The sweaty (and probably smelly) waiting area was also a glimpse into the spiritual makeup of this dark country. As in the United States, the Dominican is a country that is growing increasingly secular. However, in the Dominican, this is also coupled with the explosion of cult, Satanic, and Voodoo practices. This group was no different. There were people who had at once been close to The Lord, but due to various circumstances have drifted away from his divine word. There are people who understand The Gospel, but just do not feel like it is “time.” There were people who wanted nothing to do with Christ. Still there were others who stood there and nodded along, giving no thought to the words that were being said to them. All in all, even though we are hundreds (thousands?) of miles from home, some things never change—people tend to rely on themselves more than the divine creator of the universe.

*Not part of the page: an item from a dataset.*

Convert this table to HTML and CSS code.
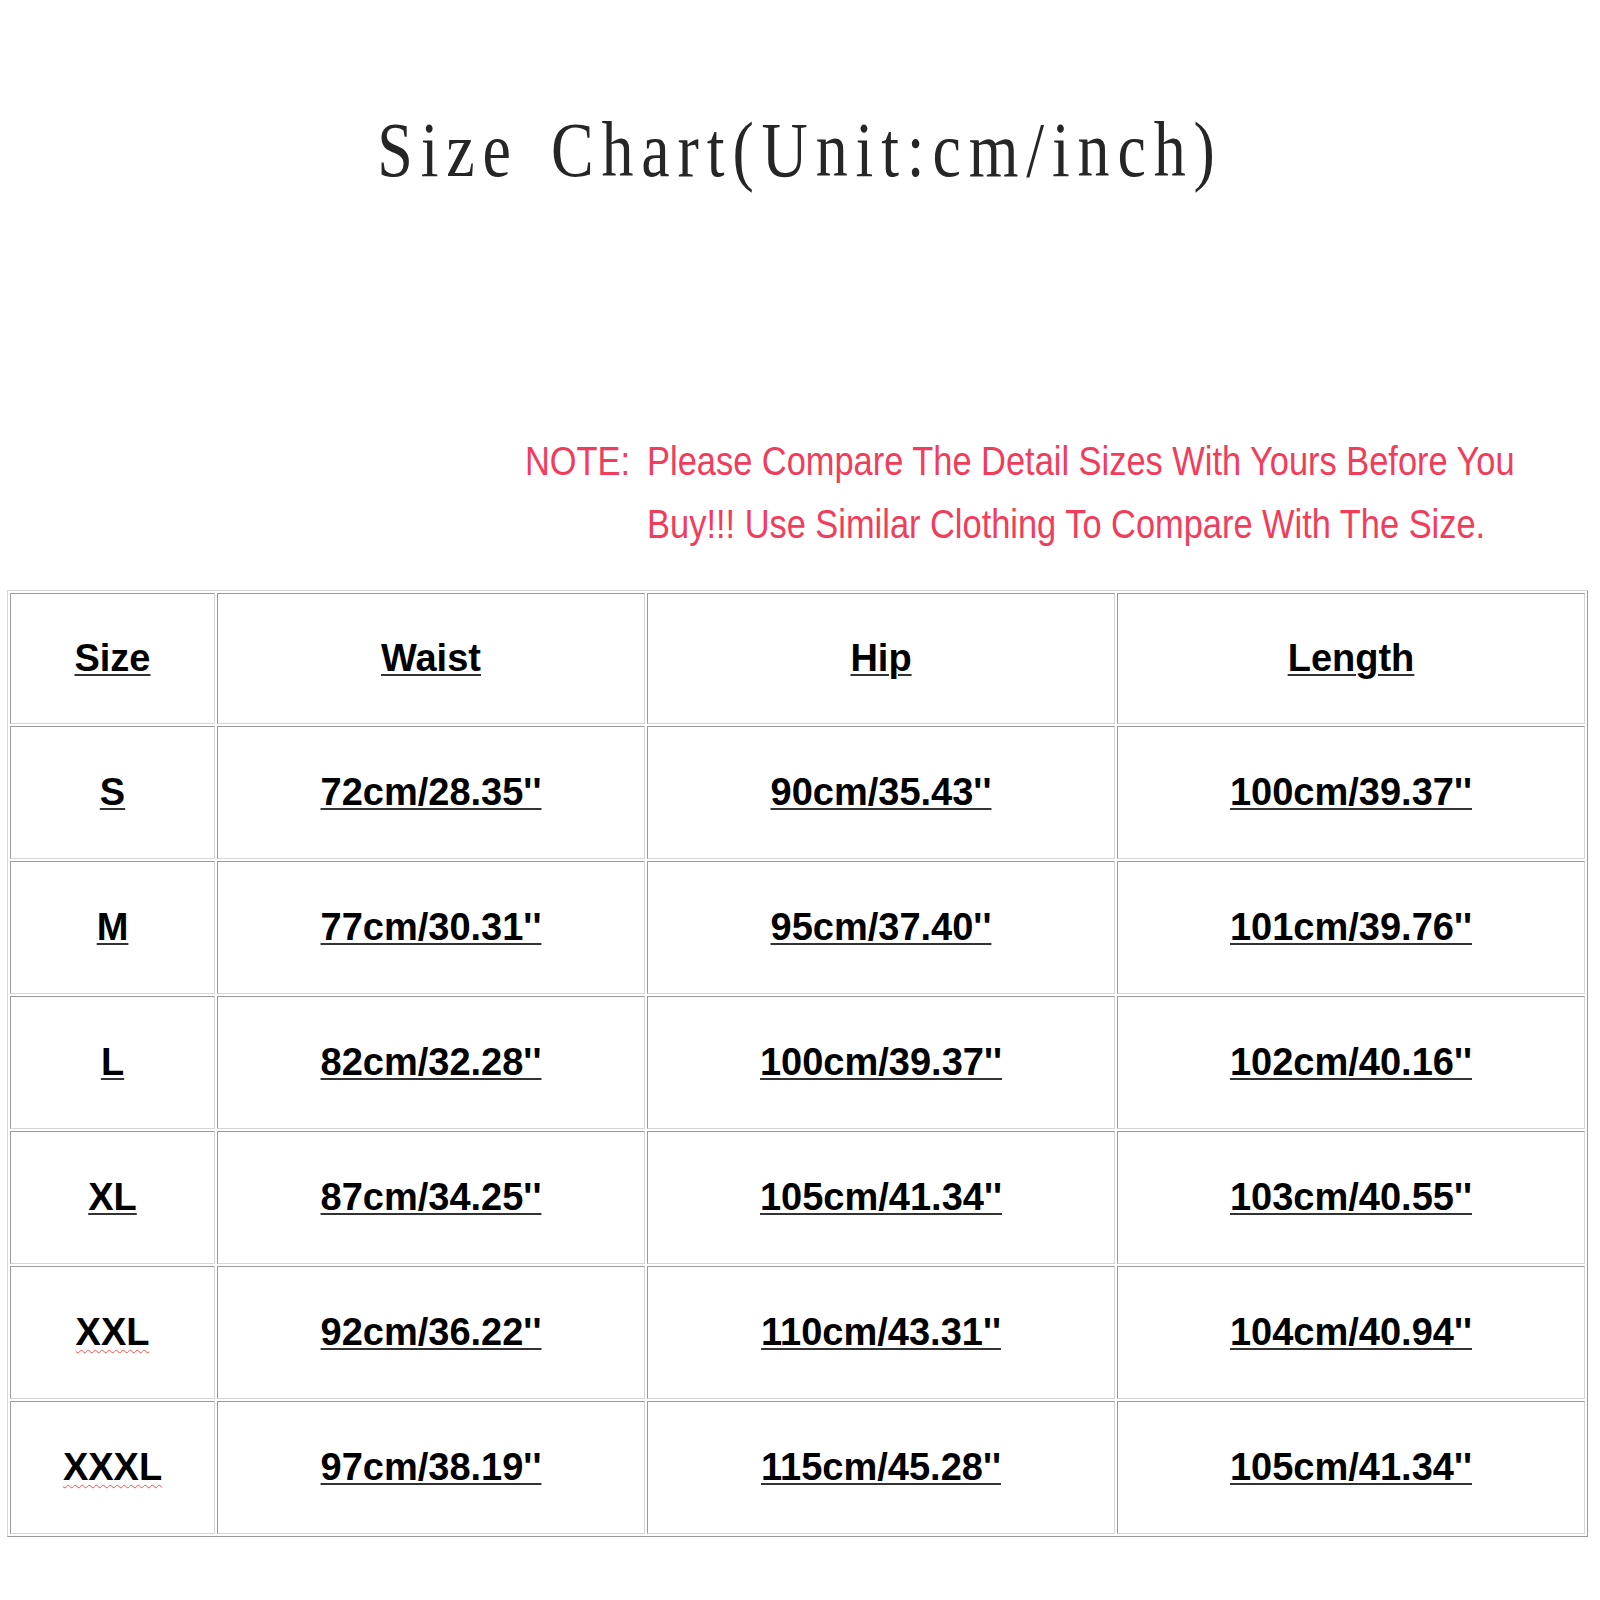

All in all, this first week in clinic has been great. We have treated many sick patients, and spread the eternal, almighty, amazing good news of the Gospel to every patient. Yes, we are here to treat their physical illnesses, but there spiritual illness takes precedence in every patient encounter. To conclude, “Even though I walk through the valley of the shadow of death, I will fear no evil, for you are with me; your rod and your staff they comfort me.” We have nothing to fear. We must be bold. With God for us, then who can be against us? We thank you all for your continued prayers. We have one week to go, with 5 new villages to spread “The Good News.” We don’t know what will be waiting for our bus as we arrive, but through God, all things are possible.